The trip was part of a police training program called “Operationalizing Never Again: The Role of Law Enforcement in the Holocaust and Contemporary Genocide,” developed by Goldenberg and his team. It was launched this year by Rutgers University’s Miller Center, the University of Virginia’s Center for Public Safety and Justice, and the Global Consortium for Law Enforcement Training Executives.

The program provides law-enforcement leaders with tools to combat antisemitism, bias and human-rights violations, analyzing events that led to the Holocaust and the role of police in society.

Paul Goldenberg
Paul Goldenberg headed the law-enforcement mission to the International March of the Living in the Auschwitz concentration camp in Poland, 2025. Photo by Mark Genatempo.
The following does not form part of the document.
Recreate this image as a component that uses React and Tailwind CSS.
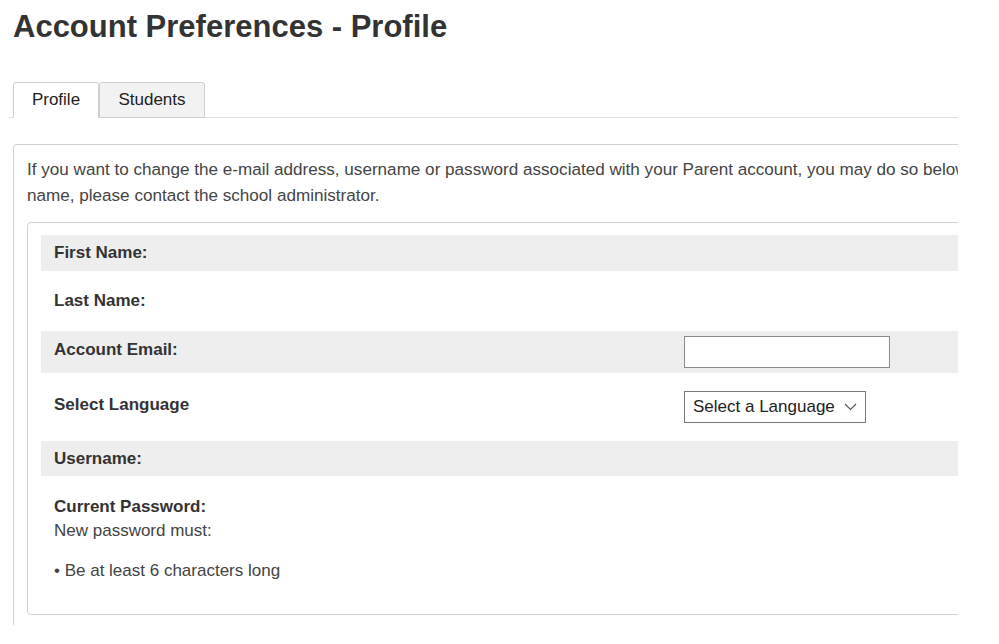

Col. Patrick J. Callahan, superintendent of the New Jersey State Police and a close friend of Mottley, has participated in March of the Living events organized by Goldenberg for the past three years. He called the experience “life-changing,” and said that after he went the first year, “I struggled when I got home. ... It took me about a week, but I almost had PTSD. It was such a powerful trip.”

After Oct. 7, Callahan said three Jewish troopers and a Muslim trooper marched together from Auschwitz to Birkenau on the second trip. “The magnitude of the inhumanity is what everyone seemed to settle on,” he remembered.

He relayed how heartbreaking it was to hear Holocaust survivors in their 90s speak about the children and grandchildren they lost on Oct. 7.

Law-enforcement officers from across the globe received standing ovations for their service at the Kraków Opera. “It’s gotten bigger each year,” Callahan said. “There were 64 of us in this delegation. We all marched in uniform, and people from all over the world came and thanked us for being there and being a part of telling the stories.”

A video about the program, “Operationalizing Never Again,” warns that when police “become pawns of oppression or tools of tyrants, the foundation of democracy begins to erode. History has shown us the consequences are catastrophic.”